Data block ->
## Begin

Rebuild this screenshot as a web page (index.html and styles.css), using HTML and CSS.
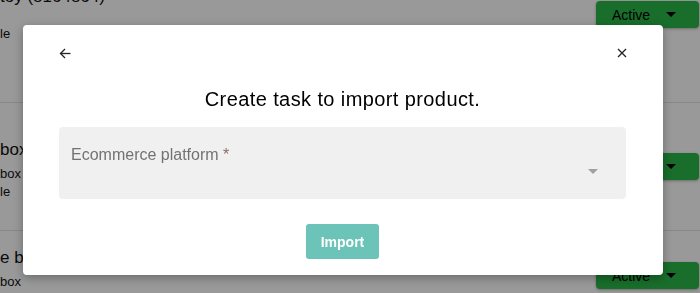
FILE: index.html
```html
<!DOCTYPE html>
<html lang="en">
<head>
    <meta charset="UTF-8">
    <meta name="viewport" content="width=device-width, initial-scale=1.0">
    <title>Products - Import</title>
    <link rel="stylesheet" href="styles.css">
</head>
<body>

    <!-- Product list behind the dialog -->
    <section class="product-list">
        <div class="product-row row-first">
            <div class="product-text">
                <p class="product-name">toy (8164864)</p>
                <p class="product-meta meta-gap">le</p>
            </div>
            <button class="status-button" type="button">Active <span class="caret"></span></button>
        </div>
        <div class="product-row row-second">
            <div class="product-text">
                <p class="product-name">box</p>
                <p class="product-meta">box</p>
                <p class="product-meta">le</p>
            </div>
            <button class="status-button" type="button">Active <span class="caret"></span></button>
        </div>
        <div class="product-row row-third">
            <div class="product-text">
                <p class="product-name">e box</p>
                <p class="product-meta">box</p>
            </div>
            <button class="status-button" type="button">Active <span class="caret"></span></button>
        </div>
    </section>

    <div class="backdrop"></div>

    <div class="dialog">
        <div class="dialog-header">
            <button class="icon-button" type="button" aria-label="Back">
                <svg width="12" height="11" viewBox="0 0 12 11" fill="none" stroke="#222" stroke-width="1.3">
                    <path d="M11.5 5.5H1.5"/>
                    <path d="M6 1L1.5 5.5L6 10"/>
                </svg>
            </button>
            <button class="icon-button" type="button" aria-label="Close">
                <svg width="10" height="10" viewBox="0 0 10 10" fill="none" stroke="#222" stroke-width="1.3">
                    <path d="M1 1L9 9M9 1L1 9"/>
                </svg>
            </button>
        </div>

        <h2 class="dialog-title">Create task to import product.</h2>

        <div class="select-field">
            <label class="select-label">Ecommerce platform <span class="required">*</span></label>
            <div class="select-value">
                <span class="select-caret"></span>
            </div>
        </div>

        <div class="dialog-actions">
            <button class="import-button" type="button">Import</button>
        </div>
    </div>

</body>
</html>
```

FILE: styles.css
```css
/* Basic Styles */
body {
    margin: 0;
    font-family: "Liberation Sans", Arial, sans-serif;
    background-color: #fff;
    color: #111;
    overflow: hidden;
}

p {
    margin: 0;
}

/* Product list */
.product-list {
    margin-top: -20px;
}

.product-row {
    display: flex;
    justify-content: space-between;
    align-items: flex-start;
    border-bottom: 1px solid #e2e2e2;
}

.row-first {
    height: 122px;
}

.row-first .product-text {
    padding-top: 7px;
}

.row-first .status-button {
    margin-top: 21px;
}

.row-second {
    height: 127px;
}

.row-second .product-text {
    padding-top: 37px;
}

.row-second .status-button {
    margin-top: 50px;
}

.row-third {
    height: 80px;
}

.row-third .product-text {
    padding-top: 17px;
}

.row-third .status-button {
    margin-top: 31px;
}

.product-name {
    font-size: 17px;
    line-height: 20px;
    margin-bottom: 5px;
}

.product-meta {
    font-size: 13px;
    line-height: 18px;
}

.meta-gap {
    margin-top: 18px;
}

.status-button {
    width: 103px;
    height: 27px;
    margin-right: 1px;
    background-color: #2bb749;
    color: #000;
    border: none;
    border-radius: 4px;
    font-family: inherit;
    font-size: 14px;
    display: flex;
    align-items: center;
    padding: 0 0 0 16px;
    box-shadow: 0 1px 3px rgba(0, 0, 0, 0.3);
}

.caret {
    width: 0;
    height: 0;
    margin-left: 16px;
    border-left: 5px solid transparent;
    border-right: 5px solid transparent;
    border-top: 5px solid #000;
}

/* Dialog */
.backdrop {
    position: fixed;
    inset: 0;
    background-color: rgba(0, 0, 0, 0.4);
}

.dialog {
    position: fixed;
    left: 23px;
    top: 25px;
    width: 567px;
    height: 216px;
    padding: 18px 37px 16px 36px;
    background-color: #fff;
    border-radius: 4px;
    box-shadow: 0 3px 10px rgba(0, 0, 0, 0.3);
}

.dialog-header {
    display: flex;
    justify-content: space-between;
    align-items: center;
    height: 20px;
}

.icon-button {
    background: none;
    border: none;
    padding: 0;
    display: flex;
    align-items: center;
    cursor: pointer;
}

.icon-button:last-child {
    margin-right: -1px;
}

.dialog-title {
    margin: 24px 0 0;
    font-size: 20px;
    line-height: 24px;
    font-weight: normal;
    letter-spacing: 0.4px;
    text-align: center;
    color: #000;
}

.select-field {
    margin-top: 16px;
    height: 72px;
    box-sizing: border-box;
    padding: 19px 28px 0 12px;
    background-color: #f0f0f0;
    border-radius: 4px;
}

.select-label {
    display: block;
    font-size: 16px;
    line-height: 18px;
    color: #727272;
}

.required {
    color: #8f6a6a;
}

.select-value {
    display: flex;
    justify-content: flex-end;
    margin-top: 5px;
}

.select-caret {
    width: 0;
    height: 0;
    border-left: 5px solid transparent;
    border-right: 5px solid transparent;
    border-top: 5px solid #a0a0a0;
}

.dialog-actions {
    display: flex;
    justify-content: center;
    margin-top: 25px;
}

.import-button {
    width: 73px;
    height: 35px;
    background-color: #6cc3b7;
    color: #fff;
    font-family: inherit;
    font-size: 14px;
    font-weight: bold;
    border: none;
    border-radius: 3px;
    cursor: pointer;
}
```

## End

Work required ->
Give every line above again exactly, with no pictures.

The answer ->
Rebuild this screenshot as a web page (index.html and styles.css), using HTML and CSS.
FILE: index.html
```html
<!DOCTYPE html>
<html lang="en">
<head>
    <meta charset="UTF-8">
    <meta name="viewport" content="width=device-width, initial-scale=1.0">
    <title>Products - Import</title>
    <link rel="stylesheet" href="styles.css">
</head>
<body>

    <!-- Product list behind the dialog -->
    <section class="product-list">
        <div class="product-row row-first">
            <div class="product-text">
                <p class="product-name">toy (8164864)</p>
                <p class="product-meta meta-gap">le</p>
            </div>
            <button class="status-button" type="button">Active <span class="caret"></span></button>
        </div>
        <div class="product-row row-second">
            <div class="product-text">
                <p class="product-name">box</p>
                <p class="product-meta">box</p>
                <p class="product-meta">le</p>
            </div>
            <button class="status-button" type="button">Active <span class="caret"></span></button>
        </div>
        <div class="product-row row-third">
            <div class="product-text">
                <p class="product-name">e box</p>
                <p class="product-meta">box</p>
            </div>
            <button class="status-button" type="button">Active <span class="caret"></span></button>
        </div>
    </section>

    <div class="backdrop"></div>

    <div class="dialog">
        <div class="dialog-header">
            <button class="icon-button" type="button" aria-label="Back">
                <svg width="12" height="11" viewBox="0 0 12 11" fill="none" stroke="#222" stroke-width="1.3">
                    <path d="M11.5 5.5H1.5"/>
                    <path d="M6 1L1.5 5.5L6 10"/>
                </svg>
            </button>
            <button class="icon-button" type="button" aria-label="Close">
                <svg width="10" height="10" viewBox="0 0 10 10" fill="none" stroke="#222" stroke-width="1.3">
                    <path d="M1 1L9 9M9 1L1 9"/>
                </svg>
            </button>
        </div>

        <h2 class="dialog-title">Create task to import product.</h2>

        <div class="select-field">
            <label class="select-label">Ecommerce platform <span class="required">*</span></label>
            <div class="select-value">
                <span class="select-caret"></span>
            </div>
        </div>

        <div class="dialog-actions">
            <button class="import-button" type="button">Import</button>
        </div>
    </div>

</body>
</html>
```

FILE: styles.css
```css
/* Basic Styles */
body {
    margin: 0;
    font-family: "Liberation Sans", Arial, sans-serif;
    background-color: #fff;
    color: #111;
    overflow: hidden;
}

p {
    margin: 0;
}

/* Product list */
.product-list {
    margin-top: -20px;
}

.product-row {
    display: flex;
    justify-content: space-between;
    align-items: flex-start;
    border-bottom: 1px solid #e2e2e2;
}

.row-first {
    height: 122px;
}

.row-first .product-text {
    padding-top: 7px;
}

.row-first .status-button {
    margin-top: 21px;
}

.row-second {
    height: 127px;
}

.row-second .product-text {
    padding-top: 37px;
}

.row-second .status-button {
    margin-top: 50px;
}

.row-third {
    height: 80px;
}

.row-third .product-text {
    padding-top: 17px;
}

.row-third .status-button {
    margin-top: 31px;
}

.product-name {
    font-size: 17px;
    line-height: 20px;
    margin-bottom: 5px;
}

.product-meta {
    font-size: 13px;
    line-height: 18px;
}

.meta-gap {
    margin-top: 18px;
}

.status-button {
    width: 103px;
    height: 27px;
    margin-right: 1px;
    background-color: #2bb749;
    color: #000;
    border: none;
    border-radius: 4px;
    font-family: inherit;
    font-size: 14px;
    display: flex;
    align-items: center;
    padding: 0 0 0 16px;
    box-shadow: 0 1px 3px rgba(0, 0, 0, 0.3);
}

.caret {
    width: 0;
    height: 0;
    margin-left: 16px;
    border-left: 5px solid transparent;
    border-right: 5px solid transparent;
    border-top: 5px solid #000;
}

/* Dialog */
.backdrop {
    position: fixed;
    inset: 0;
    background-color: rgba(0, 0, 0, 0.4);
}

.dialog {
    position: fixed;
    left: 23px;
    top: 25px;
    width: 567px;
    height: 216px;
    padding: 18px 37px 16px 36px;
    background-color: #fff;
    border-radius: 4px;
    box-shadow: 0 3px 10px rgba(0, 0, 0, 0.3);
}

.dialog-header {
    display: flex;
    justify-content: space-between;
    align-items: center;
    height: 20px;
}

.icon-button {
    background: none;
    border: none;
    padding: 0;
    display: flex;
    align-items: center;
    cursor: pointer;
}

.icon-button:last-child {
    margin-right: -1px;
}

.dialog-title {
    margin: 24px 0 0;
    font-size: 20px;
    line-height: 24px;
    font-weight: normal;
    letter-spacing: 0.4px;
    text-align: center;
    color: #000;
}

.select-field {
    margin-top: 16px;
    height: 72px;
    box-sizing: border-box;
    padding: 19px 28px 0 12px;
    background-color: #f0f0f0;
    border-radius: 4px;
}

.select-label {
    display: block;
    font-size: 16px;
    line-height: 18px;
    color: #727272;
}

.required {
    color: #8f6a6a;
}

.select-value {
    display: flex;
    justify-content: flex-end;
    margin-top: 5px;
}

.select-caret {
    width: 0;
    height: 0;
    border-left: 5px solid transparent;
    border-right: 5px solid transparent;
    border-top: 5px solid #a0a0a0;
}

.dialog-actions {
    display: flex;
    justify-content: center;
    margin-top: 25px;
}

.import-button {
    width: 73px;
    height: 35px;
    background-color: #6cc3b7;
    color: #fff;
    font-family: inherit;
    font-size: 14px;
    font-weight: bold;
    border: none;
    border-radius: 3px;
    cursor: pointer;
}
```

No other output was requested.